Comment: 1. ... Testing on more diverse image datasets like ImageNet or COCO.

Response: While we agree further testing can always be valuable, our focus is not specifically on computer vision tasks, which is why our submission also includes multiple non-image examples. Moreover, we do not commonly see SAE models applied to ImageNet or COCO. Still, application to broader image classes is a useful suggestion for future work.

Comment: 2. Although the paper claims improvements over traditional VAEs, reported gains might not be substantial enough to justify the additional complexity introduced by the VAEase model ...

Response: We respectfully disagree with this point for multiple key reasons. First and most importantly, our proposed VAEase approach does not introduce additional complexity over a regular VAE. Instead, it merely reuses the exact same encoder variances as a novel gating mechanism; hence no further justifications are needed with regard to complexity. And secondly, for a fixed reconstruction error, VAEase does in fact produce much greater sparsity across a wide range of tasks as desired. Of course the reported reconstruction errors are often similar, but this is specifically part of the experimental design to facilitate meaningful sparsity comparisons. Along these lines, we also note that under listed strengths, the reviewer specifically mentioned that our experiments are "well-designed and demonstrate clear improvements of VAEase over existing methods."

Comment: 3. The paper emphasizes the theoretical and experimental aspects of VAEase but lacks a clear discussion on its practical applications ... benefits of adaptive sparsity and reduced reconstruction error are not directly linked to specific use cases.

Response: Given the vast literature involving SAE models, we largely defer treatment of particular practical applications to prior work. That being said, we do link the benefits of adaptive sparsity and reduced reconstruction errors to the specific use case of LLM activation interpretability. In particular, to complement more subjective/qualitative analysis of SAE-learned representations, we follow common practice in the LLM literature that advocates specifically for comparing sparsity levels at a shared reconstruction error, with greater sparsity (meaning adaptive sparsity from sample to sample as our VAEase achieves) being associated with better interpretability. Even so, we are happy to include further references to this effect (although space in our submission is tight, so there is quite limited room for much additional discussion).

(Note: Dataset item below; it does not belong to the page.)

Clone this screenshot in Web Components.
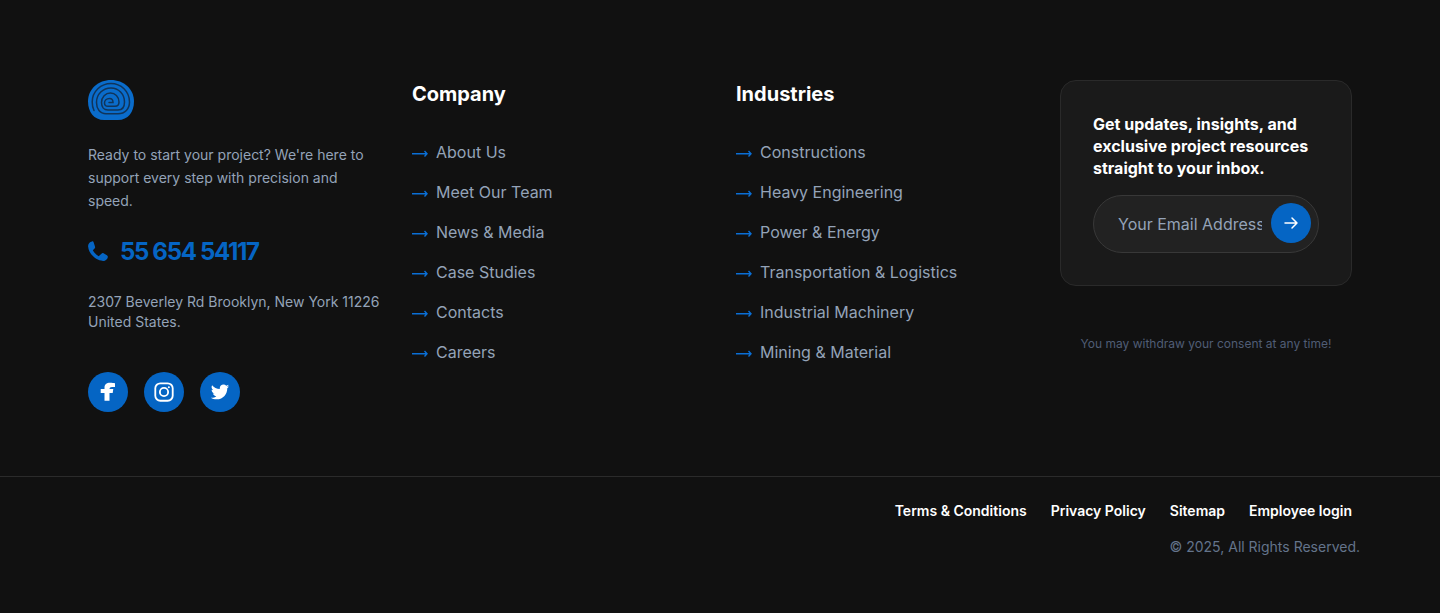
<!DOCTYPE html>
<html lang="en">
<head>
<meta charset="UTF-8">
<title>Footer</title>
<style>
  html, body { margin: 0; background: #111111; }
  body { font-family: Inter, "Liberation Sans", sans-serif; }
</style>
</head>
<body>
<site-footer>
  <footer-about slot="about"></footer-about>
  <link-list slot="company" heading="Company" items="About Us|Meet Our Team|News &amp; Media|Case Studies|Contacts|Careers"></link-list>
  <link-list slot="industries" heading="Industries" items="Constructions|Heavy Engineering|Power &amp; Energy|Transportation &amp; Logistics|Industrial Machinery|Mining &amp; Material"></link-list>
  <subscribe-card slot="subscribe"></subscribe-card>
  <footer-bottom slot="bottom"></footer-bottom>
</site-footer>

<template id="site-footer">
  <style>
    :host { display: block; height: 613px; background: #111111; box-sizing: border-box; padding-top: 80px; overflow: hidden; }
    .cols { display: grid; grid-template-columns: repeat(4, 292px); column-gap: 32px; padding: 0 88px; height: 396px; }
    .bottom { border-top: 1px solid #2b2b2b; }
  </style>
  <div class="cols">
    <slot name="about"></slot>
    <slot name="company"></slot>
    <slot name="industries"></slot>
    <slot name="subscribe"></slot>
  </div>
  <div class="bottom"><slot name="bottom"></slot></div>
</template>

<template id="footer-about">
  <style>
    :host { display: block; }
    svg { display: block; }
    .logo { width: 46px; height: 40px; }
    p { margin: 0; }
    .intro { margin-top: 23px; font-size: 14px; line-height: 23px; color: #94a3b8; }
    .phone { display: flex; align-items: center; gap: 11px; margin-top: 21px; height: 36px; color: #0565c4; }
    .phone svg { width: 22px; height: 22px; margin-left: -1px; fill: currentColor; }
    .phone span { font-size: 24px; font-weight: 700; letter-spacing: -1.33px; }
    .addr { margin-top: 23px; font-size: 14px; line-height: 20px; color: #94a3b8; }
    .social { display: flex; gap: 16px; margin-top: 40px; }
    .social a { width: 40px; height: 40px; border-radius: 50%; background: #0565c4; display: flex; align-items: center; justify-content: center; }
    .fb { width: 24px; height: 24px; }
    .ig { width: 22px; height: 22px; }
    .tw { width: 20px; height: 20px; }
  </style>
  <svg class="logo" viewBox="0 0 46 40">
    <path fill="#0a6ccb" d="M23 0C10.300 0 0 9 0 21.500C0 32 6 40 16 40H30C40 40 46 32 46 21.500C46 9 35.700 0 23 0Z"/>
    <path fill="none" stroke="#10345a" stroke-width="1.500" stroke-linecap="round" d="M21 22.500H25C25 20 23.500 18.500 21.500 18.500C18.500 18.500 16.500 20.500 16.500 23C16.500 25 18 26.300 20 26.300H27C29.500 26.300 31 24.500 31 22C31 16.500 27 13 22.500 13C17.500 13 13.500 17 13.500 22.500C13.500 27 16 30 20 30H30C34 30 36.500 27 36.500 22C36.500 14 30.500 8 23 8C15 8 8.500 14 8.500 22.500C8.500 29 12 33.800 18 33.800H30C37 33.800 41.500 29 41.500 22C41.500 11.500 33 3.500 23 3.500C13 3.500 4.200 11.500 4.200 22C4.200 25 4.800 28 6 30.500"/>
  </svg>
  <p class="intro">Ready to start your project? We're here to support every step with precision and speed.</p>
  <div class="phone">
    <svg viewBox="0 0 24 24"><path d="M5.500 1.500C3 2 1 4 1.200 7C2 15 9 22 17.500 22.800C20 23 22.200 21 22.700 18.800C22.900 17.800 22.500 17 21.700 16.500L18 14.500C17.200 14.100 16.400 14.300 15.800 14.900L12.800 17.600C10.300 16.300 7.700 13.700 6.400 11.200L8.300 9.300C8.900 8.700 9.100 8 8.700 7.200L7.300 2.800C7 1.800 6.500 1.300 5.500 1.500Z"/></svg>
    <span>55 654 54117</span>
  </div>
  <p class="addr">2307 Beverley Rd Brooklyn, New York 11226<br>United States.</p>
  <div class="social">
    <a href="#" aria-label="Facebook"><svg class="fb" viewBox="0 0 24 24" fill="#fff"><path d="M8.500 20.700V13H4.700V9H8.500V7.500C8.500 4.500 10.500 2.700 14 2.700C16 2.700 17.800 2.900 19 3.200V7H16C14.300 7 13.500 7.700 13.500 9H17.300L16.700 13H13.500V20.700Z"/></svg></a>
    <a href="#" aria-label="Instagram"><svg class="ig" viewBox="0 0 24 24" fill="none" stroke="#fff" stroke-width="2"><rect x="2.500" y="2.500" width="19" height="19" rx="5.500"/><circle cx="12" cy="12" r="4.500"/><circle cx="17.300" cy="6.700" r="1.100" fill="#fff" stroke="none"/></svg></a>
    <a href="#" aria-label="Twitter"><svg class="tw" viewBox="0 0 24 24" fill="#fff"><path d="M23 5.100C22.200 5.500 21.300 5.700 20.400 5.800 21.300 5.200 22 4.400 22.400 3.300 21.500 3.800 20.500 4.200 19.500 4.400 18.700 3.500 17.500 3 16.200 3 13.700 3 11.700 5 11.700 7.500 11.700 7.900 11.700 8.200 11.800 8.500 8 8.300 4.700 6.500 2.500 3.800 2.100 4.500 1.900 5.200 1.900 6.100 1.900 7.600 2.700 9 3.900 9.800 3.200 9.800 2.500 9.600 1.900 9.300V9.300C1.900 11.500 3.500 13.300 5.500 13.700 5.100 13.800 4.800 13.900 4.300 13.900 4 13.900 3.700 13.900 3.400 13.800 4 15.600 5.700 16.900 7.600 17 6.100 18.200 4.100 18.900 2 18.900 1.600 18.900 1.300 18.900 1 18.800 3 20.100 5.300 20.800 7.900 20.800 16.200 20.800 20.700 13.900 20.700 8 20.700 7.800 20.700 7.600 20.700 7.400 21.600 6.800 22.400 6 23 5.100Z"/></svg></a>
  </div>
</template>

<template id="link-list">
  <style>
    :host { display: block; }
    h4 { margin: 0; font-size: 20px; line-height: 28px; font-weight: 700; color: #ffffff; }
    ul { list-style: none; margin: 32px 0 0; padding: 0; display: flex; flex-direction: column; gap: 16px; }
    li { display: flex; align-items: center; gap: 8px; height: 24px; font-size: 16px; color: #94a3b8; }
    svg { width: 16px; height: 8px; flex: none; margin-top: 4px; }
  </style>
  <h4></h4>
  <ul></ul>
</template>

<template id="subscribe-card">
  <style>
    :host { display: block; }
    .card { box-sizing: border-box; height: 206px; padding: 32px; background: #1a1a1a; border: 1px solid #2a2a2a; border-radius: 16px; }
    h5 { margin: 0; font-size: 16px; line-height: 22px; font-weight: 700; color: #ffffff; }
    form { box-sizing: border-box; height: 58px; margin-top: 16px; padding: 7px 7px 7px 24px; display: flex; align-items: center; gap: 9px; background: #222222; border: 1px solid #383838; border-radius: 29px; }
    input { flex: 1; min-width: 0; padding: 0; border: 0; outline: 0; background: none; font: 16px Inter, "Liberation Sans", sans-serif; color: #fff; }
    input::placeholder { color: #94a3b8; opacity: 1; }
    button { align-self: flex-start; width: 40px; height: 40px; flex: none; padding: 0; border: 0; border-radius: 50%; background: #0565c4; display: flex; align-items: center; justify-content: center; }
    svg { width: 16px; height: 16px; }
    p { margin: 50px 0 0; text-align: center; font-size: 12px; line-height: 16px; color: #505d75; }
  </style>
  <div class="card">
    <h5>Get updates, insights, and exclusive project resources straight to your inbox.</h5>
    <form>
      <input type="text" placeholder="Your Email Address">
      <button type="button" aria-label="Subscribe"><svg viewBox="0 0 16 16" fill="none" stroke="#fff" stroke-width="1.500" stroke-linecap="round" stroke-linejoin="round"><path d="M2 8H14M9 3L14 8L9 13"/></svg></button>
    </form>
  </div>
  <p>You may withdraw your consent at any time!</p>
</template>

<template id="footer-bottom">
  <style>
    :host { display: block; padding: 24px 88px 0; }
    nav { display: flex; justify-content: flex-end; gap: 24px; font-size: 14px; line-height: 20px; font-weight: 600; }
    a { color: #ffffff; text-decoration: none; }
    p { margin: 16px -8px 0 0; text-align: right; font-size: 14px; line-height: 20px; color: #64748b; }
  </style>
  <nav>
    <a href="#">Terms &amp; Conditions</a>
    <a href="#">Privacy Policy</a>
    <a href="#">Sitemap</a>
    <a href="#">Employee login</a>
  </nav>
  <p>© 2025, All Rights Reserved.</p>
</template>

<script>
  // every element just clones its template into an open shadow root
  function stamp(el, id) {
    const root = el.attachShadow({ mode: 'open' });
    root.appendChild(document.getElementById(id).content.cloneNode(true));
    return root;
  }

  class SiteFooter extends HTMLElement {
    constructor() { super(); stamp(this, 'site-footer'); }
  }
  class FooterAbout extends HTMLElement {
    constructor() { super(); stamp(this, 'footer-about'); }
  }
  class SubscribeCard extends HTMLElement {
    constructor() { super(); stamp(this, 'subscribe-card'); }
  }
  class FooterBottom extends HTMLElement {
    constructor() { super(); stamp(this, 'footer-bottom'); }
  }
  class LinkList extends HTMLElement {
    connectedCallback() {
      const root = this.shadowRoot || stamp(this, 'link-list');
      root.querySelector('h4').textContent = this.getAttribute('heading');
      const ul = root.querySelector('ul');
      ul.innerHTML = '';
      this.getAttribute('items').split('|').forEach(text => {
        const li = document.createElement('li');
        li.innerHTML = '<svg viewBox="0 0 16 8" fill="none" stroke="#0a6fd6" stroke-width="1.400"><path d="M0 3.700H15M12.500 1L15 3.700L12.500 6.400"/></svg>';
        li.appendChild(document.createTextNode(text));
        ul.appendChild(li);
      });
    }
  }

  customElements.define('site-footer', SiteFooter);
  customElements.define('footer-about', FooterAbout);
  customElements.define('subscribe-card', SubscribeCard);
  customElements.define('footer-bottom', FooterBottom);
  customElements.define('link-list', LinkList);
</script>
</body>
</html>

Comment: 4. ...The authors could benefit from a more concise summary of the key innovations and their implications, rather than focusing solely on detailed proofs.

Response: As an important clarification, our work does not focus solely on detailed proofs. In fact, all proofs are exclusively deferred to the very end of our paper deep in the appendices, and certainly not treated as a central focus. And for reference, we concisely list our central innovations and their consequences on the bulleted paragraphs beginning on Line 60 as well as pointers to other sections therein.